In our Gospel lesson for today, the sixth Sunday of Pascha, we read about the healing of the man born blind. And while we celebrate this remarkable healing, a kind of healing that no one had ever heard of before then, we as the Church meditate today especially on the question of what it means for us to be spiritually blind.

In some ways, the question of spiritual blindness seems uncomplicated. We are all spiritually blind. We are all ill-informed on the true state of our own spiritual lives and of the world as it truly stands. None of us really sees the world as it is. None of us knows the real truth about ourselves.

But this is not all there is to spiritual blindness, as we can see in the Gospel. We have the blind man himself, who is literally blind, but his is not the only blindness in this story. There is the blindness of the disciples of Jesus, who want to know who was being punished by this blindness—the man or his parents?

There is the blindness of the Pharisees, who only see what they think is a violation of their law—that Jesus must be a sinner because He is healing people on the Sabbath. And there is also the blindness of the man’s parents, who deflect questions away from themselves rather than bear witness to the miracle that they can see has happened.

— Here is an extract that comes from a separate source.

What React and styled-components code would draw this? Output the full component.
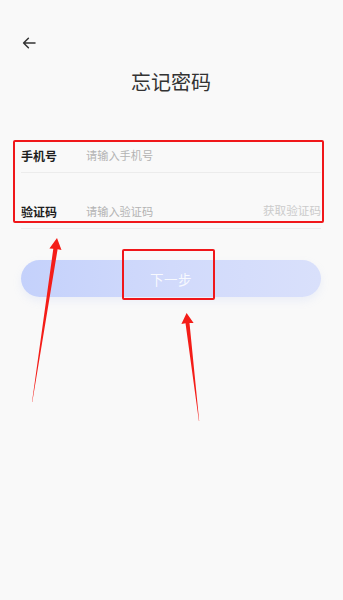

All of the blindness that we have been talking about—with the exception of the physical blindness of the man born blind—is a spiritual blindness that comes from one basic yet critical failure. It was a failure of the Arab revolutionaries as well as their European allies. It was a failure of the Jews inviting the Romans into Judea. It was a failure of the disciples of Jesus in interpreting the source of the blindness. It was a failure of the Pharisees in not seeing the true significance of the healing. And it was a failure of the blind man’s parents in avoiding the opportunity to witness to the truth.

What is this failure? It is a failure of relationship. The source of spiritual blindness is a failure of relationship.

If the Arabs had truly known the Europeans coming to their aid, they might have chosen differently. And the Europeans might have chosen differently had they really known the Middle East and listened closely to men like Lawrence. And had the Jews known the Romans, first century Palestine might have looked different. Had the disciples of Jesus listened to Him better, they would have known that not all suffering is a punishment for sin. Had the Pharisees known Jesus, they would have understood that they were seeing not a man bound by the Sabbath but the Lord of the Sabbath Himself. And had the blind man’s parents known their son better, they would have seen that their love for him should transcend their fear of the Pharisees.

In our own lives, the source of spiritual blindness is also a failure of relationship.

Why is it that so many marriages have suffering and tension? It is because husbands and wives do not know each other well enough to know that they are both imperfect, both suffering people who need the love of the other to show them Jesus Christ.

Why is it that it is so hard to repent of our sins? It is because we do not know the Savior Whose forgiveness and tender-hearted mercy ought to attract us to Him magnetically, inspiring us to run quickly away from our sins.

Why is it that so many people belong to churches and yet participate either nominally or inconsistently? It is because they do not know the Jesus Whom they are ignoring.

We are spiritually blind. In one way or another, all of us are—perhaps in several ways, if you’re at all like me. And being blind, we do not see what is going to happen as we stumble along. When a marriage falls to pieces, or a spiritual life is not strong enough to withstand the shocks of this world, or damnation itself comes at the end of life, there will be many people who are surprised and perplexed—this is not what they were expecting at all. They just did not see it coming. They were blind.

So, what then must we do? In the words of the Philippian jailer we heard in the reading today from Acts: “What must I do to be saved?”

It is really very simple. Come and know this Jesus. Come and know Him. You may think that you are doing “enough” as a Christian, that you are a “good member,” but do you know Jesus? Only you and God know the answer to that. As we nurture and develop our relationship with Jesus in faithfulness, we find that He places His hands down into the muck of this world and then onto our spiritual eyes. He encourages us to wash them with baptism and repentance in confession. And then our blindness—a blindness we were born with—is washed away in His grace.

To the Christ Who heals the blind as they grow in knowledge of Him, with His Father and the Holy Spirit, be all glory, honor and worship, now and ever, and unto ages of ages. Amen. Christ is risen!